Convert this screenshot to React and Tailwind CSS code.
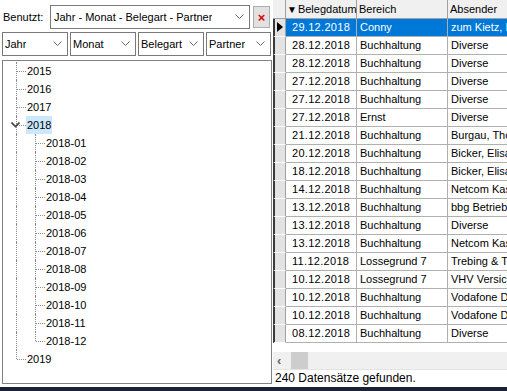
import React from "react";

const font = { fontFamily: '"Liberation Sans", Arial, sans-serif' };

const rows = [
  ["29.12.2018", "Conny", "zum Kietz, P"],
  ["28.12.2018", "Buchhaltung", "Diverse"],
  ["28.12.2018", "Buchhaltung", "Diverse"],
  ["27.12.2018", "Buchhaltung", "Diverse"],
  ["27.12.2018", "Buchhaltung", "Diverse"],
  ["27.12.2018", "Ernst", "Diverse"],
  ["21.12.2018", "Buchhaltung", "Burgau, Tho"],
  ["20.12.2018", "Buchhaltung", "Bicker, Elisa"],
  ["18.12.2018", "Buchhaltung", "Bicker, Elisa"],
  ["14.12.2018", "Buchhaltung", "Netcom Kas"],
  ["13.12.2018", "Buchhaltung", "bbg Betrieb"],
  ["13.12.2018", "Buchhaltung", "Diverse"],
  ["13.12.2018", "Buchhaltung", "Netcom Kas"],
  ["11.12.2018", "Lossegrund 7", "Trebing & Tr"],
  ["10.12.2018", "Lossegrund 7", "VHV Versich"],
  ["10.12.2018", "Buchhaltung", "Vodafone D"],
  ["10.12.2018", "Buchhaltung", "Vodafone D"],
  ["08.12.2018", "Buchhaltung", "Diverse"],
];

const months = ["01", "02", "03", "04", "05", "06", "07", "08", "09", "10", "11", "12"];

const Chevron = ({ className = "" }) => (
  <svg width="9" height="6" viewBox="0 0 9 6" className={className}>
    <path d="M0.5 0.5 L4.5 4.5 L8.5 0.5" fill="none" stroke="#6b6b6b" strokeWidth="1" />
  </svg>
);

const Combo = ({ label, className = "" }) => (
  <div
    className={`flex h-[24px] items-center justify-between border border-[#7a7a7a] bg-white pl-[2px] pr-[5px] text-[11px] text-black ${className}`}
  >
    <span className="truncate">{label}</span>
    <Chevron className="shrink-0" />
  </div>
);

const dotH = "border-t border-dotted border-[#8a8a8a]";
const dotV = "border-l border-dotted border-[#8a8a8a]";

const TreeRow = ({ children, selected, chevron, last, indent }) => (
  <div className="relative flex h-[18px] items-center">
    {indent && (
      <div className={`absolute left-[13px] top-0 ${dotV} h-[18px]`} />
    )}
    <div className={`absolute ${indent ? "left-[32px]" : "left-[13px]"} top-0 ${dotV} ${last ? "h-[9px]" : "h-[18px]"}`} />
    <div className={`${indent ? "ml-[33px]" : "ml-[14px]"} w-[9px] ${dotH}`} />
    {chevron && (
      <svg width="9" height="6" viewBox="0 0 9 6" className="absolute left-[8px] top-[6px]">
        <path d="M0.5 0.5 L4.5 4.5 L8.5 0.5" fill="none" stroke="#444" strokeWidth="1.6" />
      </svg>
    )}
    <span className={`px-[1px] leading-[18px] ${selected ? "bg-[#cce8ff]" : ""}`}>{children}</span>
  </div>
);

export default function App() {
  return (
    <div style={font} className="flex h-[391px] w-[507px] flex-col overflow-hidden bg-white text-[11px] text-black">
      <div className="flex min-h-0 flex-1">
        {/* left panel */}
        <div className="flex w-[273px] shrink-0 flex-col">
          <div className="flex h-[32px] items-center pl-[3px] pt-[2px]">
            <span className="w-[47px]">Benutzt:</span>
            <Combo label="Jahr - Monat - Belegart - Partner" className="w-[200px] pl-[3px]" />
            <div className="ml-[3px] flex h-[22px] w-[17px] items-center justify-center border border-[#adadad] bg-[#e1e1e1] text-[13px] font-bold leading-none text-[#e00000]">
              ×
            </div>
          </div>
          <div className="flex gap-[2px] pl-[2px]">
            <Combo label="Jahr" className="w-[66px]" />
            <Combo label="Monat" className="w-[66px]" />
            <Combo label="Belegart" className="w-[66px]" />
            <Combo label="Partner" className="w-[65px]" />
          </div>
          <div className="ml-[2px] mt-[4px] h-[324px] w-[270px] border border-[#828282] bg-white pt-[1px]">
            <TreeRow>2015</TreeRow>
            <TreeRow>2016</TreeRow>
            <TreeRow>2017</TreeRow>
            <TreeRow selected chevron>2018</TreeRow>
            {months.map((m, i) => (
              <TreeRow key={m} indent last={i === months.length - 1}>
                2018-{m}
              </TreeRow>
            ))}
            <TreeRow last>2019</TreeRow>
          </div>
        </div>

        {/* right grid */}
        <div className="flex min-w-0 flex-1 flex-col">
          <div className="flex h-[19px] border-b border-[#a0a0a0] bg-[#f0f0f0]">
            <div className="w-[13px] shrink-0 border-r border-[#a0a0a0]" />
            <div className="flex w-[71px] shrink-0 items-center border-r border-[#a0a0a0] pl-[1px]">
              <span className="mr-[1px] text-[10px]">▼</span>Belegdatum
            </div>
            <div className="flex w-[91px] shrink-0 items-center border-r border-[#a0a0a0] pl-[2px]">Bereich</div>
            <div className="flex flex-1 items-center whitespace-nowrap pl-[2px]">Absender</div>
          </div>
          {rows.map((r, i) => {
            const sel = i === 0;
            return (
              <div key={i} className="flex h-[18px] whitespace-nowrap">
                <div className="relative w-[13px] shrink-0 border-b border-l-2 border-r border-b-[#ffffff] border-l-[#3a3a3a] border-r-[#a0a0a0] bg-[#e3e3e3]">
                  {sel && (
                    <svg width="6" height="10" viewBox="0 0 6 10" className="absolute left-[2px] top-[3px]">
                      <path d="M0 0 L6 5 L0 10 Z" fill="#000" />
                    </svg>
                  )}
                </div>
                <div className={`flex w-[71px] shrink-0 items-center border-b border-r border-[#b0b0b0] pl-[6px] tracking-[0.3px] ${sel ? "bg-[#0078d7] text-white" : ""}`}>
                  {r[0]}
                </div>
                <div className={`flex w-[91px] shrink-0 items-center border-b border-r border-[#b0b0b0] pl-[3px] ${sel ? "bg-[#0078d7] text-white" : ""}`}>
                  {r[1]}
                </div>
                <div className={`flex flex-1 items-center overflow-hidden border-b border-[#b0b0b0] pl-[3px] ${sel ? "bg-[#0078d7] text-white" : ""}`}>
                  {r[2]}
                </div>
              </div>
            );
          })}
          <div className="h-[9px]" />
          <div className="flex h-[17px] items-center bg-[#f0f0f0]">
            <span className="ml-[4px] w-[12px] text-[13px] font-bold leading-none text-[#606060]">‹</span>
            <div className="ml-[2px] h-[17px] w-[17px] bg-[#cdcdcd]" />
          </div>
          <div className="flex h-[17px] items-center border-t border-[#e3e3e3] pl-[2px] text-[12px]">
            240 Datensätze gefunden.
          </div>
        </div>
      </div>
      <div className="h-[4px] bg-[#1b2231]" />
    </div>
  );
}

EXERCISE DETAILS: Restate the listing above word for word, and skip the pictures.

IN RESPONSE:
Convert this screenshot to React and Tailwind CSS code.
import React from "react";

const font = { fontFamily: '"Liberation Sans", Arial, sans-serif' };

const rows = [
  ["29.12.2018", "Conny", "zum Kietz, P"],
  ["28.12.2018", "Buchhaltung", "Diverse"],
  ["28.12.2018", "Buchhaltung", "Diverse"],
  ["27.12.2018", "Buchhaltung", "Diverse"],
  ["27.12.2018", "Buchhaltung", "Diverse"],
  ["27.12.2018", "Ernst", "Diverse"],
  ["21.12.2018", "Buchhaltung", "Burgau, Tho"],
  ["20.12.2018", "Buchhaltung", "Bicker, Elisa"],
  ["18.12.2018", "Buchhaltung", "Bicker, Elisa"],
  ["14.12.2018", "Buchhaltung", "Netcom Kas"],
  ["13.12.2018", "Buchhaltung", "bbg Betrieb"],
  ["13.12.2018", "Buchhaltung", "Diverse"],
  ["13.12.2018", "Buchhaltung", "Netcom Kas"],
  ["11.12.2018", "Lossegrund 7", "Trebing & Tr"],
  ["10.12.2018", "Lossegrund 7", "VHV Versich"],
  ["10.12.2018", "Buchhaltung", "Vodafone D"],
  ["10.12.2018", "Buchhaltung", "Vodafone D"],
  ["08.12.2018", "Buchhaltung", "Diverse"],
];

const months = ["01", "02", "03", "04", "05", "06", "07", "08", "09", "10", "11", "12"];

const Chevron = ({ className = "" }) => (
  <svg width="9" height="6" viewBox="0 0 9 6" className={className}>
    <path d="M0.5 0.5 L4.5 4.5 L8.5 0.5" fill="none" stroke="#6b6b6b" strokeWidth="1" />
  </svg>
);

const Combo = ({ label, className = "" }) => (
  <div
    className={`flex h-[24px] items-center justify-between border border-[#7a7a7a] bg-white pl-[2px] pr-[5px] text-[11px] text-black ${className}`}
  >
    <span className="truncate">{label}</span>
    <Chevron className="shrink-0" />
  </div>
);

const dotH = "border-t border-dotted border-[#8a8a8a]";
const dotV = "border-l border-dotted border-[#8a8a8a]";

const TreeRow = ({ children, selected, chevron, last, indent }) => (
  <div className="relative flex h-[18px] items-center">
    {indent && (
      <div className={`absolute left-[13px] top-0 ${dotV} h-[18px]`} />
    )}
    <div className={`absolute ${indent ? "left-[32px]" : "left-[13px]"} top-0 ${dotV} ${last ? "h-[9px]" : "h-[18px]"}`} />
    <div className={`${indent ? "ml-[33px]" : "ml-[14px]"} w-[9px] ${dotH}`} />
    {chevron && (
      <svg width="9" height="6" viewBox="0 0 9 6" className="absolute left-[8px] top-[6px]">
        <path d="M0.5 0.5 L4.5 4.5 L8.5 0.5" fill="none" stroke="#444" strokeWidth="1.6" />
      </svg>
    )}
    <span className={`px-[1px] leading-[18px] ${selected ? "bg-[#cce8ff]" : ""}`}>{children}</span>
  </div>
);

export default function App() {
  return (
    <div style={font} className="flex h-[391px] w-[507px] flex-col overflow-hidden bg-white text-[11px] text-black">
      <div className="flex min-h-0 flex-1">
        {/* left panel */}
        <div className="flex w-[273px] shrink-0 flex-col">
          <div className="flex h-[32px] items-center pl-[3px] pt-[2px]">
            <span className="w-[47px]">Benutzt:</span>
            <Combo label="Jahr - Monat - Belegart - Partner" className="w-[200px] pl-[3px]" />
            <div className="ml-[3px] flex h-[22px] w-[17px] items-center justify-center border border-[#adadad] bg-[#e1e1e1] text-[13px] font-bold leading-none text-[#e00000]">
              ×
            </div>
          </div>
          <div className="flex gap-[2px] pl-[2px]">
            <Combo label="Jahr" className="w-[66px]" />
            <Combo label="Monat" className="w-[66px]" />
            <Combo label="Belegart" className="w-[66px]" />
            <Combo label="Partner" className="w-[65px]" />
          </div>
          <div className="ml-[2px] mt-[4px] h-[324px] w-[270px] border border-[#828282] bg-white pt-[1px]">
            <TreeRow>2015</TreeRow>
            <TreeRow>2016</TreeRow>
            <TreeRow>2017</TreeRow>
            <TreeRow selected chevron>2018</TreeRow>
            {months.map((m, i) => (
              <TreeRow key={m} indent last={i === months.length - 1}>
                2018-{m}
              </TreeRow>
            ))}
            <TreeRow last>2019</TreeRow>
          </div>
        </div>

        {/* right grid */}
        <div className="flex min-w-0 flex-1 flex-col">
          <div className="flex h-[19px] border-b border-[#a0a0a0] bg-[#f0f0f0]">
            <div className="w-[13px] shrink-0 border-r border-[#a0a0a0]" />
            <div className="flex w-[71px] shrink-0 items-center border-r border-[#a0a0a0] pl-[1px]">
              <span className="mr-[1px] text-[10px]">▼</span>Belegdatum
            </div>
            <div className="flex w-[91px] shrink-0 items-center border-r border-[#a0a0a0] pl-[2px]">Bereich</div>
            <div className="flex flex-1 items-center whitespace-nowrap pl-[2px]">Absender</div>
          </div>
          {rows.map((r, i) => {
            const sel = i === 0;
            return (
              <div key={i} className="flex h-[18px] whitespace-nowrap">
                <div className="relative w-[13px] shrink-0 border-b border-l-2 border-r border-b-[#ffffff] border-l-[#3a3a3a] border-r-[#a0a0a0] bg-[#e3e3e3]">
                  {sel && (
                    <svg width="6" height="10" viewBox="0 0 6 10" className="absolute left-[2px] top-[3px]">
                      <path d="M0 0 L6 5 L0 10 Z" fill="#000" />
                    </svg>
                  )}
                </div>
                <div className={`flex w-[71px] shrink-0 items-center border-b border-r border-[#b0b0b0] pl-[6px] tracking-[0.3px] ${sel ? "bg-[#0078d7] text-white" : ""}`}>
                  {r[0]}
                </div>
                <div className={`flex w-[91px] shrink-0 items-center border-b border-r border-[#b0b0b0] pl-[3px] ${sel ? "bg-[#0078d7] text-white" : ""}`}>
                  {r[1]}
                </div>
                <div className={`flex flex-1 items-center overflow-hidden border-b border-[#b0b0b0] pl-[3px] ${sel ? "bg-[#0078d7] text-white" : ""}`}>
                  {r[2]}
                </div>
              </div>
            );
          })}
          <div className="h-[9px]" />
          <div className="flex h-[17px] items-center bg-[#f0f0f0]">
            <span className="ml-[4px] w-[12px] text-[13px] font-bold leading-none text-[#606060]">‹</span>
            <div className="ml-[2px] h-[17px] w-[17px] bg-[#cdcdcd]" />
          </div>
          <div className="flex h-[17px] items-center border-t border-[#e3e3e3] pl-[2px] text-[12px]">
            240 Datensätze gefunden.
          </div>
        </div>
      </div>
      <div className="h-[4px] bg-[#1b2231]" />
    </div>
  );
}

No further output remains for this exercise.